Face à cette situation, « on s’inscrit dans cette mission d’aider les agriculteurs à aller chercher cette compétitivité », via l’optimisation des pratiques, la diminution du coût des intrants, l’augmentation de la capacité à produire, explique-t-il.
« Ensuite, si l’on veut sortir de cette dépendance, il faut aussi retrouver une dynamique et emmener les projets chez agriculteurs », avec une réflexion stratégique pour développer les projets de territoires et les plans d’action par région, en incluant la transformation, ajoute Sébastien Windsor. Néanmoins, « on pourra difficilement agir tout seul si la France, l’Europe, ne nous aident pas à maintenir cette compétitivité », rappelle-t-il. Côté français, il évoque la loi Duplomb et l’impossibilité d’utiliser des néonicotinoïdes autorisés en Allemagne et en Belgique.
Des inquiétudes renforcées par les annonces sur la future Pac
Côté européen, ce sont les annonces de l’été concernant la Pac post-2027 qui inquiètent les chambres d’agriculture et ajoutent « de l’anxiété » explique Guillaume Lefort, vice-président de Chambres d’agriculture France.
Ce dernier dénonce un budget en baisse, à 294 milliards d’euros contre environ 386 aujourd’hui, et une dilution du budget spécifique avec d’autres fonds (cohésion, développement des territoires, migration...).
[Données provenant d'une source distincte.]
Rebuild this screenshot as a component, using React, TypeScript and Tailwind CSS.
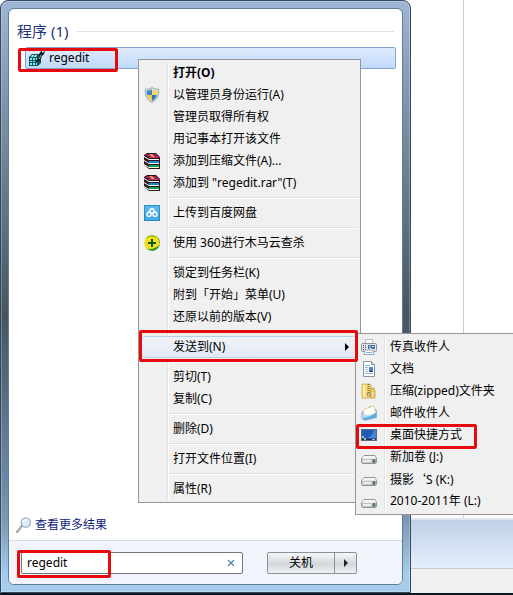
import type { ReactNode } from 'react';

const Svg = ({ children, size = 16 }: { children: ReactNode; size?: number }) => (
  <svg width={size} height={size} viewBox="0 0 16 16" aria-hidden="true" className="block shrink-0">
    {children}
  </svg>
);

const RegeditIcon = () => (
  <Svg>
    <path d="M0 7 3 4h7l2 2v7l-3 3H0z" fill="#0b5a60" />
    <path d="M1 8h2v2H1zM4 8h2v2H4zM7 8h1v2H7zM1 11h2v1H1zM4 11h2v1H4zM1 13h2v2H1zM4 13h2v2H4zM7 13h1v2H7z" fill="#7df0f0" />
    <path d="M3 5h2L4 7H2zM6 5h2L7 7H5z" fill="#c0f8f6" />
    <path d="m7 11 3-4V4l3-4v3l3-2-1 3-2 2-2 5-2 1z" fill="#10181c" />
    <path d="m10 9 2-4" stroke="#9fb0b5" strokeWidth="1" />
  </Svg>
);

const ShieldIcon = () => (
  <Svg>
    <path d="M8 .5C6 2 3.800 2.300 1.300 2.300c-.3 6 1.200 10.200 6.700 13.200 5.500-3 7-7.200 6.700-13.200C12.200 2.300 10 2 8 .5z" fill="#d5dce4" stroke="#8695a5" strokeWidth=".8" />
    <path d="M8 2.200C6.200 3.200 4.600 3.600 2.700 3.700c0 1.500 0 3 .5 4.300H8z" fill="#3c86d0" />
    <path d="M8 2.200c1.800 1 3.400 1.400 5.300 1.500 0 1.500 0 3-.5 4.300H8z" fill="#f6d95a" />
    <path d="M3.200 8H8v6c-2.700-1.500-4.100-3.400-4.800-6z" fill="#f4cc3e" />
    <path d="M12.800 8H8v6c2.700-1.500 4.100-3.400 4.800-6z" fill="#3178c4" />
  </Svg>
);

const RarIcon = () => (
  <Svg>
    <path d="M0 2 3 0h9l4 4v12H5l-5-4z" fill="#2a1522" />
    <path d="m1 2 2-1h9l3 3H5z" fill="#a81a5c" />
    <path d="M5 1h3l3 3H8z" fill="#e0ad45" />
    <path d="M5 4h10v1H5z" fill="#d02c7c" />
    <path d="M5 6h10v1H5zM5 10h10v1H5zM5 14h10v1H5z" fill="#fffbe8" />
    <path d="M5 8h10v2H5z" fill="#1b86cc" />
    <path d="M5 12h10v2H5z" fill="#0fa257" />
    <path d="M0 4l5 3V6L0 3zM0 8l5 3v-1L0 7zM0 12l5 3v-1L0 11z" fill="#fffbe8" />
  </Svg>
);

const CloudIcon = () => (
  <Svg>
    <rect x=".5" y=".5" width="15" height="15" fill="#45aae6" stroke="#2d8dc6" />
    <path d="M1 1h14v6H1z" fill="#5cb8ec" />
    <g fill="none" stroke="#fff" strokeWidth="1.400">
      <circle cx="8" cy="6" r="2.200" />
      <circle cx="5" cy="9.300" r="2.100" />
      <circle cx="11" cy="9.300" r="2.100" />
    </g>
  </Svg>
);

const Safe360Icon = () => (
  <Svg>
    <circle cx="8" cy="8" r="7.800" fill="#f2e01f" />
    <path d="M1.500 3.600C4.500-.8 11.500-.6 14 3 10 1.200 5.500 1.400 1.500 3.600z" fill="#8fb51c" />
    <path d="M15.700 9.500C14 16 7 17.500 3 13.800c5 .8 9.500-.8 12.700-4.300z" fill="#2e9a2c" />
    <path d="M12.500 1.600c3.500 2.200 4 6 2.600 8.600.3-3-.3-6-2.600-8.600z" fill="#4bab2b" />
    <path d="M7 4h2v3h3v2H9v3H7V9H4V7h3z" fill="#0f5a1a" />
  </Svg>
);

const FaxIcon = () => (
  <Svg>
    <path d="M4.500.5h7V5h-7z" fill="#fafcfe" stroke="#b3c0cb" />
    <rect x=".5" y="4.500" width="15" height="8" rx="1" fill="#e1e5ea" stroke="#8a949e" />
    <rect x="7" y="6" width="7" height="4" fill="#4f7198" />
    <path d="M8 7h2v1H8zM11 7h2v1h-2zM8 9h3v1H8z" fill="#b4dcf5" />
    <path d="M2 6h1v1H2zM4 6h1v1H4zM2 8h1v1H2zM4 8h1v1H4zM2 10h1v1H2zM4 10h1v1H4z" fill="#4b5661" />
    <path d="M4 11h8l1 4.500H3z" fill="#fbfdff" stroke="#98a5b1" />
    <path d="M5 13h6v1H5z" fill="#7bb7e2" />
  </Svg>
);

const DocIcon = () => (
  <Svg>
    <path d="M2.500.5h8l3 3v12h-11z" fill="#fbfdff" stroke="#8593a1" />
    <path d="M10.500.5v3h3" fill="#d6e0ea" stroke="#8593a1" />
    <path d="M4 4.500h5M4 6.500h3M4 8.500h3M4 10.500h3M4 12.500h8" stroke="#9fb6cd" />
    <rect x="8" y="6" width="4" height="5" fill="#4a88c8" />
    <path d="m8 11 2-2 2 2z" fill="#234c74" />
  </Svg>
);

const ZipIcon = () => (
  <Svg>
    <path d="M1 1h8l1 1v13H1z" fill="#f5da78" stroke="#cfab4b" strokeWidth=".8" />
    <path d="M9.500 5H13l1 3v7H9.500z" fill="#ecc85a" stroke="#c5a040" strokeWidth=".8" />
    <path d="M2 2h2v12H2z" fill="#fff0a6" />
    <path d="M7.500 1v9" stroke="#7a6e55" strokeWidth="2" strokeDasharray="1 1" />
    <path d="M6.500 10h2v3h-2z" fill="#e4e1d4" stroke="#8a7b55" strokeWidth=".7" />
    <path d="M12 9v5" stroke="#fff0b5" />
  </Svg>
);

const MailIcon = () => (
  <Svg>
    <path d="M.8 7.500 9 1.500l6.500 4v7L4 15.300.8 13.500z" fill="#8cc5ea" stroke="#6aa6cf" strokeWidth=".7" />
    <path d="M2.500 4.500 12.500 1l2.500 7-9 4-3.500-3z" fill="#fffdf6" stroke="#ecc188" strokeWidth=".8" />
    <path d="M.8 8c3 3.500 10.500 3 14.700-1.500v6L4 15.300.8 13.500z" fill="#a9d9f6" />
    <path d="M.8 13.500C6 12.500 11 11 15.500 7.500v5L4 15.300z" fill="#5fabdf" />
  </Svg>
);

const DesktopIcon = () => (
  <Svg>
    <rect x=".5" y="2.500" width="15" height="11" fill="#2259b3" stroke="#5c6c7e" />
    <path d="M15 3v8H7c3-2 5-5 6-8z" fill="#4484d6" />
    <path d="M1 12h14v1H1z" fill="#1b2b3c" />
    <path d="M1 9h2v2H1zM3 11h2v2H3z" fill="#8ec4cc" />
    <path d="M11 12.500h3" stroke="#a6b7c8" />
  </Svg>
);

const DriveIcon = () => (
  <Svg>
    <path d="m3 6.500-2.500 3v4l1 1h13l1-1v-4L14 6.500z" fill="#d8d8d8" stroke="#7d8183" strokeWidth=".8" />
    <path d="M3 7h11l1 2.500H1z" fill="#f5f5f5" />
    <path d="M1 10h14v4H2l-1-1z" fill="#c0c4c5" />
    <path d="M2 12h8" stroke="#ededed" strokeWidth="2" />
    <path d="M12 10.500h2v3h-2z" fill="#3a9b45" stroke="#4a6650" strokeWidth=".6" />
  </Svg>
);

const SearchIcon = () => (
  <Svg>
    <path d="m1.200 14.800 5-6" stroke="#8a8f95" strokeWidth="2.200" strokeLinecap="round" />
    <path d="m1.200 14.500 4.500-5" stroke="#d9dcdf" strokeWidth="1" />
    <circle cx="9.800" cy="5.500" r="4.700" fill="#d9edfa" stroke="#9cabb9" strokeWidth="1.200" />
    <path d="M6.800 5c.5-2 2-2.500 4-2" stroke="#fff" strokeWidth="1.300" fill="none" />
  </Svg>
);

type Entry = { label: ReactNode; icon?: ReactNode; bold?: boolean; sub?: boolean };

const groups: Entry[][] = [
  [
    { label: '打开(O)', bold: true },
    { label: '以管理员身份运行(A)', icon: <ShieldIcon /> },
    { label: '管理员取得所有权' },
    { label: '用记事本打开该文件' },
    { label: '添加到压缩文件(A)...', icon: <RarIcon /> },
    { label: '添加到 "regedit.rar"(T)', icon: <RarIcon /> },
  ],
  [{ label: '上传到百度网盘', icon: <CloudIcon /> }],
  [{ label: '使用 360进行木马云查杀', icon: <Safe360Icon /> }],
  [{ label: '锁定到任务栏(K)' }, { label: '附到「开始」菜单(U)' }, { label: '还原以前的版本(V)' }],
  [{ label: '发送到(N)', sub: true }],
  [{ label: '剪切(T)' }, { label: '复制(C)' }],
  [{ label: '删除(D)' }],
  [{ label: '打开文件位置(I)' }],
  [{ label: '属性(R)' }],
];

const targets: Entry[] = [
  { label: '传真收件人', icon: <FaxIcon /> },
  { label: '文档', icon: <DocIcon /> },
  { label: '压缩(zipped)文件夹', icon: <ZipIcon /> },
  { label: '邮件收件人', icon: <MailIcon /> },
  { label: '桌面快捷方式', icon: <DesktopIcon /> },
  { label: '新加卷 (J:)', icon: <DriveIcon /> },
  { label: <>摄影<span className="font-['Noto_Sans_CJK_SC',sans-serif]">‘</span>S (K:)</>, icon: <DriveIcon /> },
  { label: '2010-2011年 (L:)', icon: <DriveIcon /> },
];

const MenuItem = ({ label, icon, bold, sub }: Entry) => (
  <button
    type="button"
    role="menuitem"
    aria-haspopup={sub ? 'menu' : undefined}
    className={`flex h-[22px] w-full items-center whitespace-nowrap text-left ${bold ? 'font-bold' : ''} ${
      sub ? 'rounded-sm border border-[#b4d0ef] bg-linear-to-b from-[#f0f3f8] to-[#e3eaf5]' : 'border border-transparent'
    }`}
  >
    <span className="flex w-[31px] shrink-0 pl-0.5">{icon}</span>
    <span className="flex-1">{label}</span>
    {sub && <span className="mr-2 border-y-4 border-l-4 border-y-transparent border-l-black" />}
  </button>
);

const menuBox = 'absolute border border-[#979797] bg-[#f0f0f0] p-0.5';

const Gutter = () => (
  <div className="pointer-events-none absolute inset-y-0.5 left-[28px] w-0.5 border-l border-[#e2e3e3] bg-white" />
);

const Mark = ({ place }: { place: string }) => (
  <div className={`pointer-events-none absolute rounded-xs border-3 border-[#e60a0f] ${place}`} />
);

export default function App() {
  return (
    <div className="relative flex h-screen w-full overflow-hidden border-b-2 border-[#0c1622] bg-white font-['Noto_Sans','Noto_Sans_CJK_SC',sans-serif] text-xs text-black">
      <section className="flex w-[411px] shrink-0 flex-col rounded-t-lg border border-[#34495e] bg-[linear-gradient(#9db6d5,#8299b2_15%,#46555f_53%,#6b86a6_80%,#7d98b5_88%,#a5cbed_97%)] p-[7px] shadow-[inset_0_0_0_1px_rgba(255,255,255,0.25)]">
        <div className="flex flex-1 flex-col overflow-hidden rounded-md border border-[#5f7d97] bg-white">
          <div className="flex flex-1 flex-col pt-[11px]">
            <div className="flex items-center gap-2 px-2">
              <h1 className="text-[15px] leading-[22px] text-[#1e3278]">程序 (1)</h1>
              <div className="h-px flex-1 bg-[#dce2ed]" />
            </div>
            <button
              type="button"
              className="mt-[5px] mr-1.5 ml-4 flex h-[22px] items-center gap-1 rounded-xs border border-[#84a4cd] bg-linear-to-b from-[#dfebfd] to-[#c0dafb] pl-[3px]"
            >
              <RegeditIcon />
              <span>regedit</span>
            </button>
            <a href="#more" className="mt-auto mb-[5px] flex items-center gap-[3px] pl-[7px] leading-5 text-[#10247a]">
              <SearchIcon />
              查看更多结果
            </a>
          </div>
          <footer className="flex h-11 shrink-0 items-start gap-6 border-t border-[#d2dbe5] bg-[#f1f4fb] pt-[11px] pl-3">
            <div className="flex h-[22px] w-[222px] items-center rounded-xs border border-[#6f7780] bg-white pr-[7px] pl-[5px]">
              <input aria-label="搜索程序和文件" defaultValue="regedit" className="min-w-0 flex-1 outline-none" />
              <button type="button" aria-label="清除">
                <svg width="8" height="8" viewBox="0 0 8 8" className="block">
                  <path d="m1 1 6 6M7 1 1 7" stroke="#4f83ae" strokeWidth="1.200" />
                </svg>
              </button>
            </div>
            <div className="flex h-[22px] w-[90px] rounded-xs border border-[#8b9097] bg-linear-to-b from-[#f6f7f9] via-[#d4d7dc] via-55% to-[#eef0f4]">
              <button type="button" className="flex-1 border-r border-[#8b9097]">
                关机
              </button>
              <button type="button" aria-label="关机选项" className="flex w-[21px] items-center justify-center">
                <span className="border-y-4 border-l-4 border-y-transparent border-l-[#222222]" />
              </button>
            </div>
          </footer>
        </div>
      </section>

      <aside className="flex min-w-0 flex-1 flex-col">
        <div className="ml-[52px] flex-1 border-l border-[#c4d0da]" />
        <div className="h-[51px] border-t-2 border-b border-t-[#dfe6ed] border-b-[#c3ccd6] bg-linear-to-b from-[#c0d2e7] to-[#e3eefc]" />
        <div className="h-6 bg-[#f0f0f0]" />
      </aside>

      <div role="menu" aria-label="文件" className={`${menuBox} top-[59px] left-[138px] w-[223px]`}>
        <Gutter />
        {groups.map((group, i) => (
          <div key={i} className="relative">
            {i > 0 && (
              <div className="flex h-2 items-center pl-7">
                <div className="h-0.5 flex-1 border-t border-[#dedede] bg-white" />
              </div>
            )}
            {group.map((entry, j) => (
              <MenuItem key={j} {...entry} />
            ))}
          </div>
        ))}
      </div>

      <div role="menu" aria-label="发送到" className={`${menuBox} -right-1 top-[333px] left-[355px]`}>
        <Gutter />
        <div className="relative">
          {targets.map((entry, i) => (
            <MenuItem key={i} {...entry} />
          ))}
        </div>
      </div>

      <Mark place="left-[18px] top-[48px] h-6 w-[100px]" />
      <Mark place="left-[139px] top-[330px] h-8 w-[219px]" />
      <Mark place="left-[356px] top-[424px] h-[25px] w-[121px]" />
      <Mark place="left-[17px] top-[550px] h-7 w-[94px]" />
    </div>
  );
}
Parmi les principaux points d’inquiétude figurent aussi les contours assez flous de la dégressivité des aides. Les chambres d’agriculture saluent cependant l’annonce d’un guichet unique pour le renouvellement des générations, et le soutien à la transition sur base de projets volontaires des agriculteurs. La stabilité du pourcentage qui serait dédié à la France, annoncé cette semaine par Bruxelles, pourrait également constituer un soulagement.